Certes, cette information poubelle peut être tenue pour l’effet collatéral d’une conception intégriste de la liberté de la presse – les historiens montrent qu’une tradition de journalistes « scribouillards », à la solde d’hommes politiques qui les paient pour salir leurs adversaires, a prospéré en Grande-Bretagne depuis le XVIe siècle (Robert Darnton, Le Diable dans un bénitier, Gallimard, 2010). Certes, ce pays n’est pas contaminé par la vague de l’extrême-droite qui se répand ailleurs en Europe, et ses institutions politiques fonctionnent plutôt bien.

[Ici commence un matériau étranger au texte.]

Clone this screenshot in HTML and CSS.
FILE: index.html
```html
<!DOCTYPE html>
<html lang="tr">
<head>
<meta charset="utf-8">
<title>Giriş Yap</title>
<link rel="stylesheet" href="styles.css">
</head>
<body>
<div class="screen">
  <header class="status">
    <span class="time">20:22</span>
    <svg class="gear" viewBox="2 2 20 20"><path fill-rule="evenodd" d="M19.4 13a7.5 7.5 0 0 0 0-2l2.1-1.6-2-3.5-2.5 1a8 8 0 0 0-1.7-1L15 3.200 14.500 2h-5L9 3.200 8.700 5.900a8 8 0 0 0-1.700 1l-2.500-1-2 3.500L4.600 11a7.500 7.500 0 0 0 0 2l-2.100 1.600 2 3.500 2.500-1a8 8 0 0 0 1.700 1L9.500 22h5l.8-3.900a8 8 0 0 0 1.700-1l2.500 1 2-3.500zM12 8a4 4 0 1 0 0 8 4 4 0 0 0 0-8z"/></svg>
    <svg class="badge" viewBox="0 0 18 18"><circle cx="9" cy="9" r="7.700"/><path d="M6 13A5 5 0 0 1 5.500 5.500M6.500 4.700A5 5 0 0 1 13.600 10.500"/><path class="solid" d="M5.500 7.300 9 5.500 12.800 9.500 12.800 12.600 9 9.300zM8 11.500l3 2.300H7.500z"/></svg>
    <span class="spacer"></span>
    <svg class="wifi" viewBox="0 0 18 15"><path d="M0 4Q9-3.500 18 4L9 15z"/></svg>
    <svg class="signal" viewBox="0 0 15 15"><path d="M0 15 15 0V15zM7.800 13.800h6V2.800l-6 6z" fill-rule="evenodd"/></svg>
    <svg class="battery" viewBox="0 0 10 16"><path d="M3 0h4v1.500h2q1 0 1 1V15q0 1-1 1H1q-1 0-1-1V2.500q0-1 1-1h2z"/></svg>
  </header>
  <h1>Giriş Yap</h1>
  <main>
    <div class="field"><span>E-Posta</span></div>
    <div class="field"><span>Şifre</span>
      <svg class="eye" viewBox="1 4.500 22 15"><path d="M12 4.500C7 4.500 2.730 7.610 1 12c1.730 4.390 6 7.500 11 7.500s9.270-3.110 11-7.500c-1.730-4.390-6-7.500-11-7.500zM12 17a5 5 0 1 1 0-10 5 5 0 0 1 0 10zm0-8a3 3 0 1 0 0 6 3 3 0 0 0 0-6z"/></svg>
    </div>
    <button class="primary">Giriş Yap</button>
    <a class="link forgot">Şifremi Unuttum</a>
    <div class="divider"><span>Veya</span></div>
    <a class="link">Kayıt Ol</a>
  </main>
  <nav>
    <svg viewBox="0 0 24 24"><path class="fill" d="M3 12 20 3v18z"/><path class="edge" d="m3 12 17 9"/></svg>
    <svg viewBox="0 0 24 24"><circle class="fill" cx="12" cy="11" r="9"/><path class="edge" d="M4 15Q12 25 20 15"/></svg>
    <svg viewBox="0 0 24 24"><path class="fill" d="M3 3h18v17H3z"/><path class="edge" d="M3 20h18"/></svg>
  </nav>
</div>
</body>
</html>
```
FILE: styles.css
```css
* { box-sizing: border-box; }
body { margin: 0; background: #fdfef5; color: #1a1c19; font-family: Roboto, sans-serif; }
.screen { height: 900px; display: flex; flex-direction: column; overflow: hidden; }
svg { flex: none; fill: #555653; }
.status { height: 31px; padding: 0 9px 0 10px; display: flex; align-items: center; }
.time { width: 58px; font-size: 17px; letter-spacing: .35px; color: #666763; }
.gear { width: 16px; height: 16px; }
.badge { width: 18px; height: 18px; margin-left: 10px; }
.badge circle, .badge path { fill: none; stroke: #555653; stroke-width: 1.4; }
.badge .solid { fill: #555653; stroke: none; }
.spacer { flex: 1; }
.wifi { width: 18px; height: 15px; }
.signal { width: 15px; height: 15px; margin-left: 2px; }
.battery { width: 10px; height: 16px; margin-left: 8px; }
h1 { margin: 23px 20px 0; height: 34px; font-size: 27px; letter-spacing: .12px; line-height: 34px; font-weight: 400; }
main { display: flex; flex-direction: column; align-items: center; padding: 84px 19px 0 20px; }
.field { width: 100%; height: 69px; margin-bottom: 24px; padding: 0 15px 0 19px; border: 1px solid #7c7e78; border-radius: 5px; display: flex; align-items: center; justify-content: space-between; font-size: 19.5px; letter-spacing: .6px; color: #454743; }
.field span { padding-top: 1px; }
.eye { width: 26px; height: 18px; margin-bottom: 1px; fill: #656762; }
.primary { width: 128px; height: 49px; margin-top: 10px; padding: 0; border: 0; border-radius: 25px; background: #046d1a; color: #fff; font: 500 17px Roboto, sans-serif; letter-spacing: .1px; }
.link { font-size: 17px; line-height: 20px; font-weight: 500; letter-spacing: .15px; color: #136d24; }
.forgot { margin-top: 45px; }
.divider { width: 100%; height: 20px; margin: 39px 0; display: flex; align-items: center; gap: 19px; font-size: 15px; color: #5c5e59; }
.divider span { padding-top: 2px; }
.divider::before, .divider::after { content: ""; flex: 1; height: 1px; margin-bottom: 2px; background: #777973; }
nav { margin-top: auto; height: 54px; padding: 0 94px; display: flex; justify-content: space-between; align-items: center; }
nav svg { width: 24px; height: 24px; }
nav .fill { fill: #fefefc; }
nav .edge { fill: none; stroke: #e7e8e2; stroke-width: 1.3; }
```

Certes, les journalistes des quotidiens anglais de référence (The Independant, The Gardian) ou de la BBC, par leur indépendance d’esprit, par leur acharnement à mener de profondes investigations, donnent souvent des leçons aux journaux français. C’est d’ailleurs le Guardian qui a révélé en 2009 que News of the World avait dédommagé discrètement des victimes de ses propres écoutes téléphoniques, étouffant alors le scandale. Néanmoins, cette presse de caniveau place les hommes et les femmes politiques, et bien d’autres personnes connues ou pas, sous une dépendance extrême à l’égard des groupes privés de communication et ces derniers détiennent de véritables grenades dégoupillées. Parallèlement, la Grande-Bretagne vient de se doter d’un dispositif anti-corruption particulièrement sévère : le Bribery Act, entré en application le 1er juillet. Pourtant, non rétroactive, cette loi ne s’applique pas aux éléments à charge contre News of the World, mais elle témoigne d’un « climat » intellectuel. La façon dont se solderont les affaires de la famille Murdoch, qui possède bien d’autres tabloïds en Grande-Bretagne, pose au système politique britannique un véritable défi sur la vitalité de ses institutions et sur l’esprit qui les anime.